** SET PROBLEM **
Among the following entries, count the lines that contain "this" and report only the result.

::: DATA SUPPLIED :::

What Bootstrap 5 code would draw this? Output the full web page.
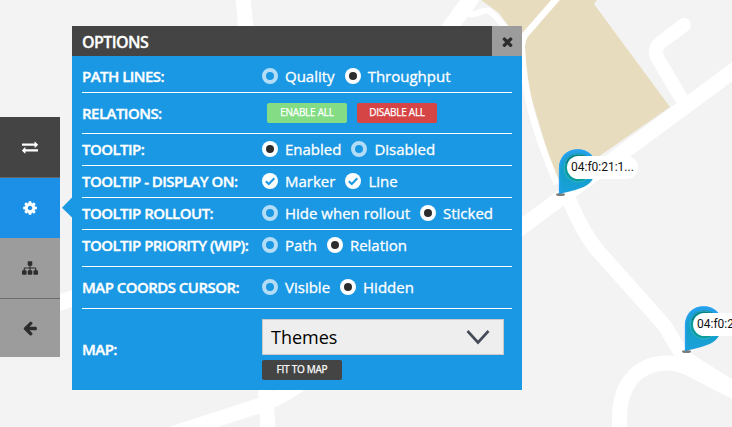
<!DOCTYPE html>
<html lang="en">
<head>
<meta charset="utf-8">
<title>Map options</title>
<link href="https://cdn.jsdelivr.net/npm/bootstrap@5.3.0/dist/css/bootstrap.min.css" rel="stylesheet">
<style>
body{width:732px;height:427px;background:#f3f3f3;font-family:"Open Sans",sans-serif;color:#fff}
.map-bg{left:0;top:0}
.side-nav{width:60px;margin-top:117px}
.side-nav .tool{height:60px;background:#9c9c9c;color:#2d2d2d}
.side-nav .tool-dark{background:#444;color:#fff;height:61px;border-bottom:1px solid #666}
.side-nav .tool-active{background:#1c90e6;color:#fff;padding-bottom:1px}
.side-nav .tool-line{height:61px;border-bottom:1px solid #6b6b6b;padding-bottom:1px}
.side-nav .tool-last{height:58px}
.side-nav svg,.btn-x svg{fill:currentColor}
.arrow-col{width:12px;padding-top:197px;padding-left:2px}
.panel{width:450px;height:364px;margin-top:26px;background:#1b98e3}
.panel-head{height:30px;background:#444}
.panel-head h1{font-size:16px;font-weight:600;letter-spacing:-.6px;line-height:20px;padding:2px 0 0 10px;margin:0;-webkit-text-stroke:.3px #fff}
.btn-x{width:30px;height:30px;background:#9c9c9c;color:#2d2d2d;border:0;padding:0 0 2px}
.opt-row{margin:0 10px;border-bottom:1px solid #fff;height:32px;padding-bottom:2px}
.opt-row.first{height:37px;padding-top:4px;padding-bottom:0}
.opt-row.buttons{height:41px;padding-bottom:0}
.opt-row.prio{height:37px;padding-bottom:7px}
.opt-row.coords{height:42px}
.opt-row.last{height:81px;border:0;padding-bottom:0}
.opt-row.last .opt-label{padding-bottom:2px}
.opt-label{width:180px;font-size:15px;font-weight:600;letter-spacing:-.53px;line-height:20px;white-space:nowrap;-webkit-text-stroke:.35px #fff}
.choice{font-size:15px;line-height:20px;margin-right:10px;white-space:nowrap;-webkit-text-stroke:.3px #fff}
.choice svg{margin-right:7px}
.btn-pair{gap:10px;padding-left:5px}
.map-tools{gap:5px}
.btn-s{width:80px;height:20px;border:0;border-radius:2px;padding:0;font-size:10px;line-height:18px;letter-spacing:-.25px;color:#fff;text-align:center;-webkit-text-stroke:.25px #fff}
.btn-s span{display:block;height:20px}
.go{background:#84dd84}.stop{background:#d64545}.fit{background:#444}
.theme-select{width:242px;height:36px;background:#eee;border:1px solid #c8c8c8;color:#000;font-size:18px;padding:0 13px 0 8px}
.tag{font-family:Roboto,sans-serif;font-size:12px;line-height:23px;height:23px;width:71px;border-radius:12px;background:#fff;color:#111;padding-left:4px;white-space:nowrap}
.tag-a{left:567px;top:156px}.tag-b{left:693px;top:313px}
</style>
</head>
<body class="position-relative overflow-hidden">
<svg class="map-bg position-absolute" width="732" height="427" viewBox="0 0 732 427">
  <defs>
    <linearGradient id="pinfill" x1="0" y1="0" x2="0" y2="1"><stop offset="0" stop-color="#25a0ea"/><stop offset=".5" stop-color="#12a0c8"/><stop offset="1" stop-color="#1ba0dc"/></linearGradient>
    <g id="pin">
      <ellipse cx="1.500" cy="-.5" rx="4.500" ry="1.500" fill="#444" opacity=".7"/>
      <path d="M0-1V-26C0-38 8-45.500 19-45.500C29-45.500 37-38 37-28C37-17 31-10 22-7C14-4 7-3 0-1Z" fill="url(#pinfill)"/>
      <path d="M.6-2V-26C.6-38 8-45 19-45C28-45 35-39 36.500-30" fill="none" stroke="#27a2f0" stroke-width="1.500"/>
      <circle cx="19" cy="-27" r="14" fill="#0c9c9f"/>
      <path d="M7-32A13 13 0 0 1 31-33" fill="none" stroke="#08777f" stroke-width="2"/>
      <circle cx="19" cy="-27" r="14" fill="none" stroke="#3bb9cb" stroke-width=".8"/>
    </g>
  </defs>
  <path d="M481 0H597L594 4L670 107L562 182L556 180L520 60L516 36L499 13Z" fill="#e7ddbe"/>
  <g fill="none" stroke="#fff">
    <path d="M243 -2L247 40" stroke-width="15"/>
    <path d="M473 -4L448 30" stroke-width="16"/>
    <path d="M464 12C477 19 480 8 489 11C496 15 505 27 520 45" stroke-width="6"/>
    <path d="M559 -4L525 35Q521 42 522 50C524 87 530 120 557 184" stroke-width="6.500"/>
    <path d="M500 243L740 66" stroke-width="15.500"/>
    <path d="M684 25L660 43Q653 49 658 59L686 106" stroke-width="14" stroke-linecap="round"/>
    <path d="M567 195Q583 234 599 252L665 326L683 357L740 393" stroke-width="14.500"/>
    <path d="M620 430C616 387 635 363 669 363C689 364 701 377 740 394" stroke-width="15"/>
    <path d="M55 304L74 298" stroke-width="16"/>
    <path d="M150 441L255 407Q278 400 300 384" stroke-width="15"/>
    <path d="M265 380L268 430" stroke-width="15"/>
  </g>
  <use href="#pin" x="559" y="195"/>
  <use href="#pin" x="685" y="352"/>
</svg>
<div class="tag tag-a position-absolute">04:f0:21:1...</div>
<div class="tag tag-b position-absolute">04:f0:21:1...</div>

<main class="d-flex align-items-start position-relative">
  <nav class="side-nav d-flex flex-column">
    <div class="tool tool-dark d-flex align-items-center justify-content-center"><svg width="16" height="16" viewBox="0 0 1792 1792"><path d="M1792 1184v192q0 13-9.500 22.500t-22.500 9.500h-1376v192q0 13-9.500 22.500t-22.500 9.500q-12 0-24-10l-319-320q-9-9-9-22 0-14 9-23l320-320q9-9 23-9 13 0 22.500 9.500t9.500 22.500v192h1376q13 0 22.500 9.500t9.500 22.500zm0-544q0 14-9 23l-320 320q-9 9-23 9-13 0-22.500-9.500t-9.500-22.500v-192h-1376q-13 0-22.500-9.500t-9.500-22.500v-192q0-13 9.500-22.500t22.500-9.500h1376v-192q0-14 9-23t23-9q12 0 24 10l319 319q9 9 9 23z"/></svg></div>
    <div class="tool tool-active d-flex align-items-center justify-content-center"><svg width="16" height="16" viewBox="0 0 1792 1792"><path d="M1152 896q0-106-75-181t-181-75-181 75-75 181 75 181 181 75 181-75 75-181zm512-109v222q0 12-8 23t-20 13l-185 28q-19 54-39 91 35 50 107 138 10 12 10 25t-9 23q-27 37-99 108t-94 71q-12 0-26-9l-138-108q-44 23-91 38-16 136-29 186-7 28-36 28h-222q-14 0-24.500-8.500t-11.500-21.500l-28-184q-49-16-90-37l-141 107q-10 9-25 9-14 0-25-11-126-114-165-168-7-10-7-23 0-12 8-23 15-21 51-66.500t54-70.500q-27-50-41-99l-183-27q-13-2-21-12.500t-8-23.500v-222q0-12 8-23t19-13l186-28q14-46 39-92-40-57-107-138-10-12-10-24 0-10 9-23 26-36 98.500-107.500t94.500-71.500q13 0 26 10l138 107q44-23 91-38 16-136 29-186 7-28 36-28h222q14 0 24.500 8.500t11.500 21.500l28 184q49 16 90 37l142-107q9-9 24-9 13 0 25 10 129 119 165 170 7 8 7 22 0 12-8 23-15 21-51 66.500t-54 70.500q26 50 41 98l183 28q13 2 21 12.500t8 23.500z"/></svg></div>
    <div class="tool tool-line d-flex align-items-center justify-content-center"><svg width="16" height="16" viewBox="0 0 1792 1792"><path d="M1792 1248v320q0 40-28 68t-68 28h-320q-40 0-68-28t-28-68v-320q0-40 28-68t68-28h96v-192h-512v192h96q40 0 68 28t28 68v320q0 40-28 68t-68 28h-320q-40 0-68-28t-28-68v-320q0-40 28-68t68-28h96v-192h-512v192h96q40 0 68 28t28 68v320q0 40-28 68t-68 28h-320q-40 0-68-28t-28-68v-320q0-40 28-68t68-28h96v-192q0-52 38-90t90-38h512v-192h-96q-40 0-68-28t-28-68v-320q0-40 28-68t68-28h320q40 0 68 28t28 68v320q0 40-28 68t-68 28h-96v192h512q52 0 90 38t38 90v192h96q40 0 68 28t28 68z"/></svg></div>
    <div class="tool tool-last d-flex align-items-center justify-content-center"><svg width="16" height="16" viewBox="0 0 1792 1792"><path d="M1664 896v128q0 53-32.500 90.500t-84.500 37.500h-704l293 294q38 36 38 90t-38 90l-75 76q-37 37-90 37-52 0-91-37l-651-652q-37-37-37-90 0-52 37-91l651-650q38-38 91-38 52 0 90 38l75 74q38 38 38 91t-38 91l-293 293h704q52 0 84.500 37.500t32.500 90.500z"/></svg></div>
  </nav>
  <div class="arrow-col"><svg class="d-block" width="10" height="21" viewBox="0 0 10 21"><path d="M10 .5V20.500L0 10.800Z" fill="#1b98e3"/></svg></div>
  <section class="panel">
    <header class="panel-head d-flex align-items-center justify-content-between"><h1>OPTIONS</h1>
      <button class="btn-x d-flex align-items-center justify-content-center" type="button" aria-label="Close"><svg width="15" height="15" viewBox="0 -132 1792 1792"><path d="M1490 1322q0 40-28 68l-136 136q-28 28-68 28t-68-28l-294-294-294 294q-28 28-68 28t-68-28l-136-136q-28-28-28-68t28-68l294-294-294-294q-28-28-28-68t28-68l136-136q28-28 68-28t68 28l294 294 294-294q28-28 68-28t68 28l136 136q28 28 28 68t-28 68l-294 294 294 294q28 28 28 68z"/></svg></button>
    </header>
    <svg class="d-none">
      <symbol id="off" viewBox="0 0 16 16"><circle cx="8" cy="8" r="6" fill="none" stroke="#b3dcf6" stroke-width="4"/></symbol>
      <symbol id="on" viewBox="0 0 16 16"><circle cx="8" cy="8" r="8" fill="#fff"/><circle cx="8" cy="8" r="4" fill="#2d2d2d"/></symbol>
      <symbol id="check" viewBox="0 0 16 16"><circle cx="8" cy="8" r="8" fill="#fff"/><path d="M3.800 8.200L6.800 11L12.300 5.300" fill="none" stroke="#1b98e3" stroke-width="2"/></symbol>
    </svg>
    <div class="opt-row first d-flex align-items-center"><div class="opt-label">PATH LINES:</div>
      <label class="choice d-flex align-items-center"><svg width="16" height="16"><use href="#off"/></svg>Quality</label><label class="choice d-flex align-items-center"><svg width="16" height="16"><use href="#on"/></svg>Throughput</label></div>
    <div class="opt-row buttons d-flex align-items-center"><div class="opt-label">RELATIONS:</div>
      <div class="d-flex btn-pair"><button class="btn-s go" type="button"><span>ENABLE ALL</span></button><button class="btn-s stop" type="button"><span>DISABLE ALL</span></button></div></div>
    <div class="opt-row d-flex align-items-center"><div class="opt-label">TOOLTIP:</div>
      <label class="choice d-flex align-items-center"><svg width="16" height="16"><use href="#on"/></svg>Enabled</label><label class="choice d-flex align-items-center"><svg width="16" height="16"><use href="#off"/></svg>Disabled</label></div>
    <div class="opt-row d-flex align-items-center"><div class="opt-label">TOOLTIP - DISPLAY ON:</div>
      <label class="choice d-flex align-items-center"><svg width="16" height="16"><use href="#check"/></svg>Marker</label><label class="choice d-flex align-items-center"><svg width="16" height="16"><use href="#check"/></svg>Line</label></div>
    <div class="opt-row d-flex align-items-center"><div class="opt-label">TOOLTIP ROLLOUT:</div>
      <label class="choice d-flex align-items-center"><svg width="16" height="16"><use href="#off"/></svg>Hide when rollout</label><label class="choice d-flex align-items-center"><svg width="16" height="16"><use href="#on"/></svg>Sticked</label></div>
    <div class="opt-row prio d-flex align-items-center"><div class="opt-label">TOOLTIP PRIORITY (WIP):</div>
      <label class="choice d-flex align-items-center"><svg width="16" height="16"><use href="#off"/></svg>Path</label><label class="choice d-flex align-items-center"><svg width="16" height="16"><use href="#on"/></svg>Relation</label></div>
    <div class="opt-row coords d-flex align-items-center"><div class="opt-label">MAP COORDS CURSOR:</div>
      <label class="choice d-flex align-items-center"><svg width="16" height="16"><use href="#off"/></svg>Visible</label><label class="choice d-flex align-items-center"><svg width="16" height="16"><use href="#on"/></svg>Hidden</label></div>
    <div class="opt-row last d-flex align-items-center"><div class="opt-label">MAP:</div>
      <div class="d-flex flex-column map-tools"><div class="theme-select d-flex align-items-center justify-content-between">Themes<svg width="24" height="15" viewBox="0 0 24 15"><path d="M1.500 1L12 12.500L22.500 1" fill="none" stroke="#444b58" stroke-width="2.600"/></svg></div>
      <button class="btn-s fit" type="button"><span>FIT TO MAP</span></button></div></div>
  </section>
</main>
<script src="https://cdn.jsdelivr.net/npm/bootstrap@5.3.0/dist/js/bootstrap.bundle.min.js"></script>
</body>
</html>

:::
::: DATA SUPPLIED :::

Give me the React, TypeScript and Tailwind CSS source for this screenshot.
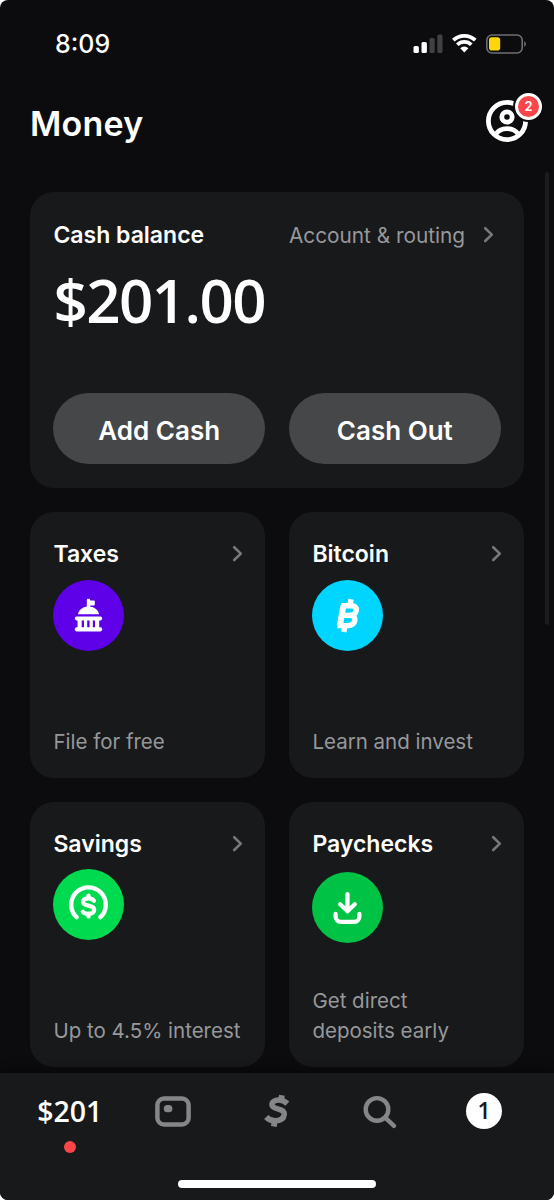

:::

** FULL ANSWER **
2